I've recently been studying linear algebra and I'm beginning to wonder if one way to tell if a function is a linear transformation is whether it's injective, or, in other words, to test the truth value of the claim "if a function is a linear transformation, then it is injective."

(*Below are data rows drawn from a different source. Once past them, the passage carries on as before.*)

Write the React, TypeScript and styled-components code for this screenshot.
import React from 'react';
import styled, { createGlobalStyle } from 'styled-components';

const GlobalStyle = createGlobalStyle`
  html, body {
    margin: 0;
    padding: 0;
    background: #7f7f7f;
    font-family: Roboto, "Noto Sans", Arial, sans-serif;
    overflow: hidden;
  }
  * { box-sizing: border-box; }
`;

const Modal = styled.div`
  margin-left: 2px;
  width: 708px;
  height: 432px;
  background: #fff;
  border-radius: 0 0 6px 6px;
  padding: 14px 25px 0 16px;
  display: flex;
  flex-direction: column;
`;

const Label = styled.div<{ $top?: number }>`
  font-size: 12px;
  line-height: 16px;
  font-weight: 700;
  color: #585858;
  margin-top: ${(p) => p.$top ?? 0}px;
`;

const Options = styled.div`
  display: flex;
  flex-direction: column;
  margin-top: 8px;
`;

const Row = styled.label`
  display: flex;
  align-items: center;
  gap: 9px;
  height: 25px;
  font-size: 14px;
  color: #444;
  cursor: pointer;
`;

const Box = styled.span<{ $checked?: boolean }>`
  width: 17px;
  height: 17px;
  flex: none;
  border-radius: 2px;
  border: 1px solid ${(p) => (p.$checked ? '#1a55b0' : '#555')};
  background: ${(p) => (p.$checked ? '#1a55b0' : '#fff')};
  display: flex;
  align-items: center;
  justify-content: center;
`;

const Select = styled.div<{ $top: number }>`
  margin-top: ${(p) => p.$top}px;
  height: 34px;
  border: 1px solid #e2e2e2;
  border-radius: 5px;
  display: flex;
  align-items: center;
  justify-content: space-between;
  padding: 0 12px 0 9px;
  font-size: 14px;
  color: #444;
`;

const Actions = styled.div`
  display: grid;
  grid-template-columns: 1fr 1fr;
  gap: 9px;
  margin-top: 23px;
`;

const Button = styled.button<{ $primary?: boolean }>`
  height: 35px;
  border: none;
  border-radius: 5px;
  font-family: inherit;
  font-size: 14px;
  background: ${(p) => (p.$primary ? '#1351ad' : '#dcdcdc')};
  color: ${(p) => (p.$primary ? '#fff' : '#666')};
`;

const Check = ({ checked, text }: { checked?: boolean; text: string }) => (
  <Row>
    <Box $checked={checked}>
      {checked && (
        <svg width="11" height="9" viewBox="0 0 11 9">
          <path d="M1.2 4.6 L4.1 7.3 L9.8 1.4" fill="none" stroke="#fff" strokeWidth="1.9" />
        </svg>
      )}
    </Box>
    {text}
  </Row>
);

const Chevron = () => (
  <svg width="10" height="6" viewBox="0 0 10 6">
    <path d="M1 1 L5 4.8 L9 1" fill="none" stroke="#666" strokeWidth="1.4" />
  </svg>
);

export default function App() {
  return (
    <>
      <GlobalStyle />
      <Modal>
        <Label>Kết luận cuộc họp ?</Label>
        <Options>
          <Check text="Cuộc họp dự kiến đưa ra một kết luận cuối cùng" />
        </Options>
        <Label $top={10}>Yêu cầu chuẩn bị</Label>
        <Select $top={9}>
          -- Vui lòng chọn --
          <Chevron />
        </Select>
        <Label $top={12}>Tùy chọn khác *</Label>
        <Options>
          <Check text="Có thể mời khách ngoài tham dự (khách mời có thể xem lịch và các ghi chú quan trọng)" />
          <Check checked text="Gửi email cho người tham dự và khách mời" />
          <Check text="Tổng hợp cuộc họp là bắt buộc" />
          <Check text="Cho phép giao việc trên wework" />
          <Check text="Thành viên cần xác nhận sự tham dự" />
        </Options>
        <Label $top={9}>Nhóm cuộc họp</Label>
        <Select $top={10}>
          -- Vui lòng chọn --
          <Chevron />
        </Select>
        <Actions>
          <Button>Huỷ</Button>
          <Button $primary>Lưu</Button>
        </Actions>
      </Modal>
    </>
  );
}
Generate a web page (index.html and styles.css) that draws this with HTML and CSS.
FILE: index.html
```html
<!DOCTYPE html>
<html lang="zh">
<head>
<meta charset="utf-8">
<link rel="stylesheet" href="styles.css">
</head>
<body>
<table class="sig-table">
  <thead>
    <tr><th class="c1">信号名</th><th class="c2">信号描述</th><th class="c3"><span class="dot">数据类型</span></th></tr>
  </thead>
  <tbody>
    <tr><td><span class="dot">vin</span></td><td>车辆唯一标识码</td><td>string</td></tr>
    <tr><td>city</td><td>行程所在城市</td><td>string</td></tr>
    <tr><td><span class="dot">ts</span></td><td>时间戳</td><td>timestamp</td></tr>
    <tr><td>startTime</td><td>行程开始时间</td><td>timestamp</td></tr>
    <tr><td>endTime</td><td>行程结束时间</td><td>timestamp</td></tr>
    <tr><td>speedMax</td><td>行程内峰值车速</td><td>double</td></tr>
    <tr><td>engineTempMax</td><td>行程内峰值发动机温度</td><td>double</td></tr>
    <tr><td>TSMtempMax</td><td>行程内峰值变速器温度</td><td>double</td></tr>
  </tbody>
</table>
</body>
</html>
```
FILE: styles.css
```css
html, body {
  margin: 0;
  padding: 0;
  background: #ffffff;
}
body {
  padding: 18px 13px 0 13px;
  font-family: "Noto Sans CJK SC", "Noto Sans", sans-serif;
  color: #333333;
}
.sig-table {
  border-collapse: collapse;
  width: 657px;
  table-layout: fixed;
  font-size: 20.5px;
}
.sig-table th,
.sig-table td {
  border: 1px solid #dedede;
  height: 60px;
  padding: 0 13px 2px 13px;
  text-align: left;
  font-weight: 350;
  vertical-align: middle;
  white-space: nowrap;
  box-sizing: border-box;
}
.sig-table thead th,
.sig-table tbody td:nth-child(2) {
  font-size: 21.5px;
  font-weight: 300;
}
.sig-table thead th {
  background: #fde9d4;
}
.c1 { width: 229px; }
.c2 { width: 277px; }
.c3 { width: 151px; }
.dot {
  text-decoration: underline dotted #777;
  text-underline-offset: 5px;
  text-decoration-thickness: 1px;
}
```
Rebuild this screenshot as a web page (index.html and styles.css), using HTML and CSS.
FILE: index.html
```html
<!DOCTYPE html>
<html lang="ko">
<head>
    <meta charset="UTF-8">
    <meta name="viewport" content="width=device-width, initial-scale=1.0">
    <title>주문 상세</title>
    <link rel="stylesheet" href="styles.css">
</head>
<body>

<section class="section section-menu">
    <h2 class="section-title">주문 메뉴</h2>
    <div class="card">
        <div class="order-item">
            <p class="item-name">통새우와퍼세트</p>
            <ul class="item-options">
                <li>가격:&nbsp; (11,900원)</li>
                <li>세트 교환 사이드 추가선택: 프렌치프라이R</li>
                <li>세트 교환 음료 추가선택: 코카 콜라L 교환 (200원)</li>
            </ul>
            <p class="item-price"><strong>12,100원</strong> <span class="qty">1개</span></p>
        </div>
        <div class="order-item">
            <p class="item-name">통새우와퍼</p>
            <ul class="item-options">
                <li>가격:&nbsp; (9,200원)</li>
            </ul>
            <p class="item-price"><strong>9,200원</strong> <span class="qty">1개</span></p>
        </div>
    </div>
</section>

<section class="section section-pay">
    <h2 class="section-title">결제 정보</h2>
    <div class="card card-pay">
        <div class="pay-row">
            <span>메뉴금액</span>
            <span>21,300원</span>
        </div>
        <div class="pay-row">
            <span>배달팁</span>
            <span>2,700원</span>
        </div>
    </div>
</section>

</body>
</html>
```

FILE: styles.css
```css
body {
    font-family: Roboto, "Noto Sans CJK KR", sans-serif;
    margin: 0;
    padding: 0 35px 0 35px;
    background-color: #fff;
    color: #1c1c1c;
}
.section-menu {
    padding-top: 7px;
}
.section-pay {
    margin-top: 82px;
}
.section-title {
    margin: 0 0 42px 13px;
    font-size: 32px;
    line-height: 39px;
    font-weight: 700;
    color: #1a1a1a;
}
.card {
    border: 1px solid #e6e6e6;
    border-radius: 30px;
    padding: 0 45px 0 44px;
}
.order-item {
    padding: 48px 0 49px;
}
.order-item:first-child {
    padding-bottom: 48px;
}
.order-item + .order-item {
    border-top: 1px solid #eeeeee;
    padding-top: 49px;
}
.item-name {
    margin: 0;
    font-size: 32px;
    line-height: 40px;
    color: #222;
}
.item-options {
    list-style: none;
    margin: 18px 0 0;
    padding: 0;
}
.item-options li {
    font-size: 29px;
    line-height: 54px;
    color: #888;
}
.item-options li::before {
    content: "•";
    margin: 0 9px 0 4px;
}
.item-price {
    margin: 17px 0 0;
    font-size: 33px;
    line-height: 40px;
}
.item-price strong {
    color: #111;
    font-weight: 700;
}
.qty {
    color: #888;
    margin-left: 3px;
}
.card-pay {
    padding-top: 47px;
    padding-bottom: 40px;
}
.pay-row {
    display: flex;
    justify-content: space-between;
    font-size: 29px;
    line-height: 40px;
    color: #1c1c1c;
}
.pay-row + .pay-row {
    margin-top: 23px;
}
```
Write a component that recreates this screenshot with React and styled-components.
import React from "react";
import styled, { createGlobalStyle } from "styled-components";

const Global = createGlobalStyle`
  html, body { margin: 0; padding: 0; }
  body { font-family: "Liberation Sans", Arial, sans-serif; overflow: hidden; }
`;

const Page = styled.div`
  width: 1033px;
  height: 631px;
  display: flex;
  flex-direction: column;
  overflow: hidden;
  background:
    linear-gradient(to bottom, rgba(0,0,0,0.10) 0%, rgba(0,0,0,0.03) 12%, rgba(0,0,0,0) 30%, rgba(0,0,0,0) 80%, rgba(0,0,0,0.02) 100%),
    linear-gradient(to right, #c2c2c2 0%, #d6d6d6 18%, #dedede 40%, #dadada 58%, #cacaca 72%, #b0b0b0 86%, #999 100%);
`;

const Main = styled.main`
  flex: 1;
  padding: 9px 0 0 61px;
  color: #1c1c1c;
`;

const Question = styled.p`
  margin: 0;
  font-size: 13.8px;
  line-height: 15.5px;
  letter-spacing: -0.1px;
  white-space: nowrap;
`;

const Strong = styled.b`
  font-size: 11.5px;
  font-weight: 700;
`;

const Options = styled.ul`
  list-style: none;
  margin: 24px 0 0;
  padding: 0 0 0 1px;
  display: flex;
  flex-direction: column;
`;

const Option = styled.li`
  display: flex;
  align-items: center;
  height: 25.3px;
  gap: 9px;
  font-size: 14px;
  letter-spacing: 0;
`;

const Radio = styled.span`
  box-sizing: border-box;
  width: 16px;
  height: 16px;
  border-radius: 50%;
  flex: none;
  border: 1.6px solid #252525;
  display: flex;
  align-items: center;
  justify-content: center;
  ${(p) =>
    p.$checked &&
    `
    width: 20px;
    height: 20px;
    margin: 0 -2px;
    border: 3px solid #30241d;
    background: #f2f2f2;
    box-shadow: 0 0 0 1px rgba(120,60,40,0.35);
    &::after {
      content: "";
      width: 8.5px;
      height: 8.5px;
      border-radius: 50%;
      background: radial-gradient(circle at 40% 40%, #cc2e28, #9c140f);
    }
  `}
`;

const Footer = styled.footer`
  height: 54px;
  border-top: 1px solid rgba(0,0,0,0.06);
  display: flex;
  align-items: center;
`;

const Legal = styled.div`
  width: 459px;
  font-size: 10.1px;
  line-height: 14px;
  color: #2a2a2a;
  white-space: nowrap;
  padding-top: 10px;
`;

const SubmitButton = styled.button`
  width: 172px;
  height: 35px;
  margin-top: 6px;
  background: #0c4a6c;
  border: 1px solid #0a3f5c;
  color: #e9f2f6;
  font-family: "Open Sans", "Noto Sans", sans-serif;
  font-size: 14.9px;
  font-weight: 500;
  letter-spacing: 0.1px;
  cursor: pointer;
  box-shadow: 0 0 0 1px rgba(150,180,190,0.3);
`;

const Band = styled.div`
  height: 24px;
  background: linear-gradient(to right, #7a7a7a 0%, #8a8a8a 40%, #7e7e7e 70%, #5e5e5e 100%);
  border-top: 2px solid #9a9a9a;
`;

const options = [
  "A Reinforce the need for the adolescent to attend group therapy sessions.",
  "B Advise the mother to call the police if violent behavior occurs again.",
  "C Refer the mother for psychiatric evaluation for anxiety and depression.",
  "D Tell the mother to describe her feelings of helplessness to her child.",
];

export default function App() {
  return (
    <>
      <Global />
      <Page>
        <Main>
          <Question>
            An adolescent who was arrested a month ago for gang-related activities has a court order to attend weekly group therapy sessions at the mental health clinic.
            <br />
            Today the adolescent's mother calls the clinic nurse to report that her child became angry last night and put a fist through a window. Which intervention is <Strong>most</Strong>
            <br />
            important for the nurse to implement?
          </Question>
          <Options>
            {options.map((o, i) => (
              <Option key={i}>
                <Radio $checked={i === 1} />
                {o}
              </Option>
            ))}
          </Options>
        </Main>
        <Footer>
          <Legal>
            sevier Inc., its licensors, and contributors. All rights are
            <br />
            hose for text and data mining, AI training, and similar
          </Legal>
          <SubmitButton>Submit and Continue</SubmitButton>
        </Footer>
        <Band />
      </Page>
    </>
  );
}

To be clear, I will state a rough definition of linear transformations:
A linear transformation is a function $f:X \to Y$ where $X$ and $Y$ are vector spaces, satisfying the following:
For all vectors $\hat{x},\hat{y} \in X, $ $f(\hat{x}+\hat{y})=f(\hat{x})+f(\hat{y})$
For all scalars $c$, $f(c \cdot \hat{x})=c \cdot f(\hat{x})$
One thing I'm noticing is that it would appear that all of the functions I can imagine that fail to satisfy these conditions are not injective.
Non-Injective:
$ \bullet \, \sin(x+y)\neq \sin(x)+ \sin(y) \hspace{1cm} \sin(cx) \neq c \cdot \sin(x)$
$\bullet \, |x+y| \neq |x|+|y| \hspace{1cm} |cx| \neq c \cdot|x|$
Now consider the functions that do satisfy the definition:
Injective:
$\bullet$ Any line passing through the origin: $\, f(x)=a \cdot x; \, a(x+y)=a \cdot x + a \cdot y$ and $a \cdot (cx) = c (a \cdot x)$
I suppose that injectivity often helps for linear transformations, but I would imagine that it is not a necessity. For example, the function $f(x)=x^3$ is injective but surely $(x+y)^3 \neq x^3 + y^3$
It would appear I've answered my own question in that "linear transformations need not be injective," but is there a proof of the notion that "all non-injective functions fail to be linear transformations?"
Best Answer
The most basic example of a non-injective linear map is $z : \mathbb{R} \to \mathbb{R}$ defined by $z(x) = 0$.
The theory of when a linear map is injective is studied extensively in linear algebra. There are many theorems about when such a map is injective when the vector spaces are finite-dimensional.